According to a letter — dated Monday — from EPA Region 4 Director Mary Walker to Col. Robert Hilliard, commander of the U.S. Army Corps of Engineers Vicksburg District, the EPA has determined the proposed project is not subject to EPA’s 2008 Final Determination, which vetoed a similar project.
The proposed plan to install pumps in the Deer Creek area, included in recent reports by the U.S. Army Corps of Engineers, is not the same plan once vetoed by the EPA and thus can proceed without the agency’s objection.
“The purpose of the Yazoo Pumps Project is to alleviate flooding in the Yazoo Backwater Area, an approximately 630,000-acre area situated between the Mississippi and Yazoo Rivers in west-central Mississippi,” Walker wrote. “The EPA fully supports the purpose of the project to reduce flood damages in the Yazoo Backwater Area.”
In 2019, the Yazoo Backwater Area suffered a historic, months-long flood that inundated thousands of acres of farmland and destroyed homes throughout the region, including the Eagle Lake community.
Walker said in the letter the District’s 2020 Draft Supplemental Environmental Impact Statement “provides information and analysis regarding a similar but different Yazoo Pumps Project than was previously analyzed.
“It also provides new information on the project’s potential environmental impacts to wetlands, endangered species, fish and wildlife, water quality, downstream areas, and environmental justice populations,” Walker wrote.
The pump station was the final piece of the Yazoo Backwater Project authorized by Congress in 1941. The major piece of the project was the Yazoo Backwater Levee, completed in 1978. The EPA vetoed the pumps project in 2008.
The pumps are expected to move 14,000 cubic feet of water per second from the land or Delta side of the structure to the river side if and when the Steele Bayou Control Structure gates are closed due to high river stages.
Designs had it protecting about 630,000 acres in the South Delta from flooding.

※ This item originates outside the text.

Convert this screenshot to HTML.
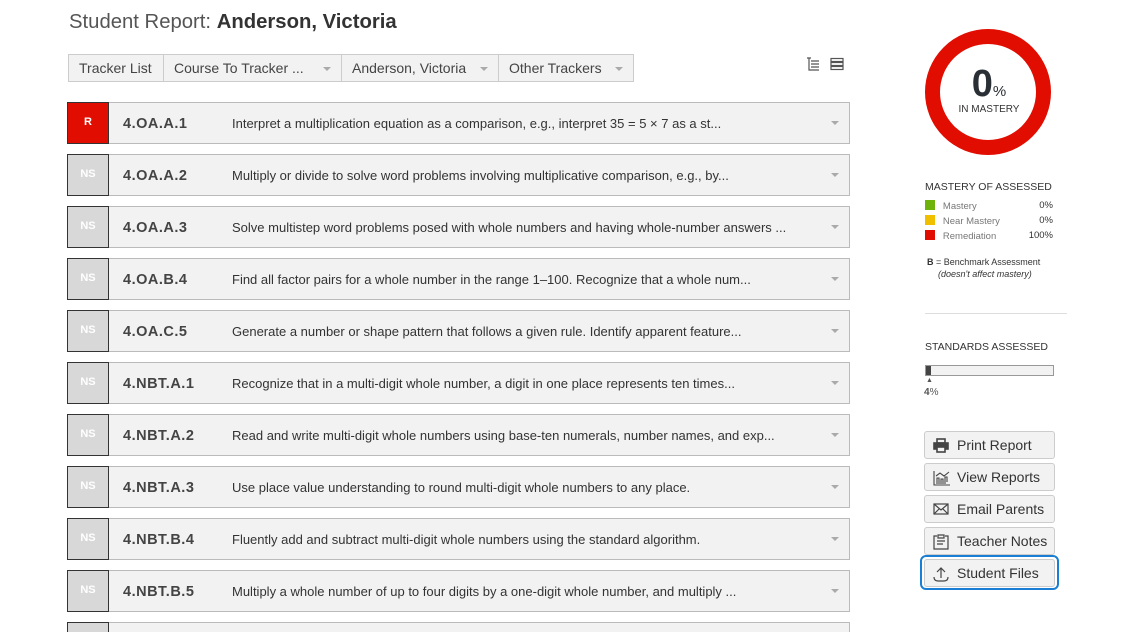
<!DOCTYPE html>
<html><head><meta charset="utf-8"><style>
*{box-sizing:border-box;margin:0;padding:0}
html,body{width:1139px;height:632px;overflow:hidden}
body{background:#fff;font-family:"Liberation Sans",Arial,sans-serif;color:#333;position:relative}
.title{position:absolute;left:69px;top:11px;font-size:20.3px;color:#555}
.title b{color:#333}
.tabs{position:absolute;left:68px;top:54px;height:28px;display:flex;border:1px solid #ccc;background:#f2f2f2;font-size:14px;color:#444}
.tabs div{padding:0 10px;line-height:26px;border-right:1px solid #ccc;position:relative;white-space:nowrap}
.tabs div:last-child{border-right:0}
.car{position:absolute;right:10px;top:12px;width:0;height:0;border-left:4px solid transparent;border-right:4px solid transparent;border-top:4px solid #aaa}
.row{position:absolute;left:67px;width:783px;height:42px;border:1px solid #bbb;background:#f2f2f2;font-size:13px}
.badge{position:absolute;left:-1px;top:-1px;width:42px;height:42px;border:1px solid #333;background:#d8d8d8;color:#fff;font-size:11px;font-weight:bold;text-align:center;padding-top:13px}
.badge.r{background:#e00d00}
.code{position:absolute;left:55px;top:13px;font-weight:bold;color:#444;font-size:14.5px;letter-spacing:0.5px}
.desc{position:absolute;left:164px;top:13px;color:#333}
.rc{position:absolute;right:10px;top:18px;border-left:4px solid transparent;border-right:4px solid transparent;border-top:4px solid #aaa}
.side{position:absolute;font-size:10px;color:#333}
.btn{position:absolute;left:924px;width:131px;height:28px;border:1px solid #ccc;border-radius:3px;background:#f2f2f2;font-size:14px;color:#333;line-height:26px;padding-left:32px}
.btn svg{position:absolute;left:8px;top:6px}
</style></head><body>
<div class="title">Student Report: <b>Anderson, Victoria</b></div>
<div class="tabs"><div style="width:95px">Tracker List</div><div style="width:178px">Course To Tracker ...<span class="car"></span></div><div style="width:157px">Anderson, Victoria<span class="car"></span></div><div style="width:134px">Other Trackers<span class="car"></span></div></div>
<svg style="position:absolute;left:806px;top:57px" width="40" height="14"><g fill="none" stroke="#555" stroke-width="1.2"><path d="M1 1h4M3 1v12h10M5 4h8M5 7h8M5 10h8"/><rect x="25" y="1.5" width="12" height="3"/><rect x="25" y="5.5" width="12" height="3"/><rect x="25" y="9.5" width="12" height="3"/></g></svg>

<div class="row" style="top:102px"><div class="badge r">R</div><div class="code">4.OA.A.1</div><div class="desc">Interpret a multiplication equation as a comparison, e.g., interpret 35 = 5 × 7 as a st...</div><div class="rc"></div></div>
<div class="row" style="top:154px"><div class="badge">NS</div><div class="code">4.OA.A.2</div><div class="desc">Multiply or divide to solve word problems involving multiplicative comparison, e.g., by...</div><div class="rc"></div></div>
<div class="row" style="top:206px"><div class="badge">NS</div><div class="code">4.OA.A.3</div><div class="desc">Solve multistep word problems posed with whole numbers and having whole-number answers ...</div><div class="rc"></div></div>
<div class="row" style="top:258px"><div class="badge">NS</div><div class="code">4.OA.B.4</div><div class="desc">Find all factor pairs for a whole number in the range 1–100. Recognize that a whole num...</div><div class="rc"></div></div>
<div class="row" style="top:310px"><div class="badge">NS</div><div class="code">4.OA.C.5</div><div class="desc">Generate a number or shape pattern that follows a given rule. Identify apparent feature...</div><div class="rc"></div></div>
<div class="row" style="top:362px"><div class="badge">NS</div><div class="code">4.NBT.A.1</div><div class="desc">Recognize that in a multi-digit whole number, a digit in one place represents ten times...</div><div class="rc"></div></div>
<div class="row" style="top:414px"><div class="badge">NS</div><div class="code">4.NBT.A.2</div><div class="desc">Read and write multi-digit whole numbers using base-ten numerals, number names, and exp...</div><div class="rc"></div></div>
<div class="row" style="top:466px"><div class="badge">NS</div><div class="code">4.NBT.A.3</div><div class="desc">Use place value understanding to round multi-digit whole numbers to any place.</div><div class="rc"></div></div>
<div class="row" style="top:518px"><div class="badge">NS</div><div class="code">4.NBT.B.4</div><div class="desc">Fluently add and subtract multi-digit whole numbers using the standard algorithm.</div><div class="rc"></div></div>
<div class="row" style="top:570px"><div class="badge">NS</div><div class="code">4.NBT.B.5</div><div class="desc">Multiply a whole number of up to four digits by a one-digit whole number, and multiply ...</div><div class="rc"></div></div>
<div class="row" style="top:622px;height:10px;border-bottom:0"><div class="badge" style="height:11px;border-bottom:0"></div></div>

<svg style="position:absolute;left:924px;top:28px" width="130" height="130"><circle cx="64" cy="64" r="55.5" fill="none" stroke="#e00d00" stroke-width="15"/></svg>
<div style="position:absolute;left:924px;top:64px;width:130px;text-align:center;font-size:38px;font-weight:bold;color:#2a2f36;line-height:40px">0<span style="font-size:15px;font-weight:normal">%</span></div>
<div style="position:absolute;left:924px;top:104px;width:130px;text-align:center;font-size:10px;color:#333">IN MASTERY</div>

<div class="side" style="left:925px;top:181px;font-size:10.5px">MASTERY OF ASSESSED</div>
<div class="side" style="left:925px;top:200px;width:128px;color:#777;font-size:9.5px"><span style="display:inline-block;width:10px;height:10px;background:#6fb30a;vertical-align:-1px"></span>&nbsp;&nbsp;&nbsp;Mastery<span style="float:right;color:#333">0%</span></div>
<div class="side" style="left:925px;top:215px;width:128px;color:#777;font-size:9.5px"><span style="display:inline-block;width:10px;height:10px;background:#f0c000;vertical-align:-1px"></span>&nbsp;&nbsp;&nbsp;Near Mastery<span style="float:right;color:#333">0%</span></div>
<div class="side" style="left:925px;top:230px;width:128px;color:#777;font-size:9.5px"><span style="display:inline-block;width:10px;height:10px;background:#e00d00;vertical-align:-1px"></span>&nbsp;&nbsp;&nbsp;Remediation<span style="float:right;color:#333">100%</span></div>
<div class="side" style="left:927px;top:257px;font-size:9px"><b>B</b> = Benchmark Assessment</div>
<div class="side" style="left:938px;top:269px;font-size:9px;font-style:italic">(doesn't affect mastery)</div>
<div style="position:absolute;left:925px;top:313px;width:142px;border-top:1px solid #ddd"></div>
<div class="side" style="left:925px;top:341px;font-size:10.5px">STANDARDS ASSESSED</div>
<div style="position:absolute;left:925px;top:365px;width:129px;height:11px;border:1px solid #999;background:#f2f2f2"><div style="width:5px;height:9px;background:#444"></div></div>
<div class="side" style="left:926px;top:377px;font-size:7px;color:#555">▲</div>
<div class="side" style="left:924px;top:387px;font-size:10px;color:#555"><b>4</b>%</div>

<div class="btn" style="top:431px"><svg width="16" height="16" fill="none" stroke="#444" stroke-width="1.6"><rect x="4" y="1" width="8" height="4"/><rect x="1" y="5" width="14" height="6" fill="#444"/><rect x="4" y="9" width="8" height="5" fill="#f2f2f2"/></svg>Print Report</div>
<div class="btn" style="top:463px"><svg width="18" height="16" fill="none" stroke="#444" stroke-width="1.1"><path d="M1 1v14h16M4 14V8h2v6M8 14V9h2v5M12 14V7h2v5M3 6l4-3 4 3 5-4"/></svg>View Reports</div>
<div class="btn" style="top:495px"><svg width="16" height="14" fill="none" stroke="#444" stroke-width="1.2"><rect x="1" y="2" width="14" height="10"/><path d="M1 2l7 6 7-6M1 12l5-5M15 12l-5-5"/></svg>Email Parents</div>
<div class="btn" style="top:527px"><svg width="16" height="16" fill="none" stroke="#444" stroke-width="1.2"><path d="M4 2H1v13h14V2h-3M5 1h6v3H5zM4 7h8M4 10h6"/></svg>Teacher Notes</div>
<div style="position:absolute;left:920px;top:555px;width:139px;height:35px;border:2px solid #1a7fd4;border-radius:6px"></div>
<div class="btn" style="top:559px"><svg width="16" height="16" fill="none" stroke="#444" stroke-width="1.2"><path d="M8 12V2M4 6l4-4 4 4M1 11q0 4 4 4h6q4 0 4-4"/></svg>Student Files</div>
</body></html>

Flooding to residential and non-residential structures in the Delta would be reduced by 68 percent when the pump station is completed, according to a report from the Corps.
The project took on new life during the devastating flood in 2019 and is the subject of a lawsuit against the U.S. asking the courts compel the Corps to build the pumps and seeking compensation for residents and property owners affected by the flood.
Flooding in the Yazoo Backwater area covered land in the Delta for 219 days and reached a record level of 98.2 feet during the 2019 flood, covering 548,000 total acres of land including 231,000 acres of cropland.
The flooding inundated the Eagle Lake community, forcing many residents there to leave their homes and evacuate to other areas. The water also overtopped Mississippi 465, Mississippi 16 and Mississippi 1.
Many of the backwater residents and local officials blamed the EPA’s decision to veto the construction of the pump station, which was to be built on the Steele Bayou Control Structure to help protect the South Delta from flooding.
According to the suit, “Inclusion of the pumping system was necessary to the Yazoo Backwater Project for periods when events of heavy rainwater coincide with high flood stages along the Mississippi River. In this situation, without the pumps, the Yazoo Basin essentially becomes a bathtub with no effective drainage mechanism.”
The suit claims the design, construction, and subsequent operation of the Yazoo Backwater Project and the Steele Bayou Control Structure by the Corps “resulted in the direct, natural and foreseeable flooding of Plaintiffs’ property.” Routing the drainage of the entire Yazoo Basin to the Steele Bayou Control Structure, the suit continued, “Created a massive pool of water for which there was no drain.”
Had the Yazoo been able to drain naturally or the pumps been installed or natural drainage routes been built, according to the suit, “The current flooding and taking of plaintiff’s property would not have occurred.”
The plaintiffs would have been better off and the flooding not occurred “with no intervention from the defendant,” the suit claims, adding without the Backwater Project, “the floodwater would have continued to drain naturally into the Yazoo River.”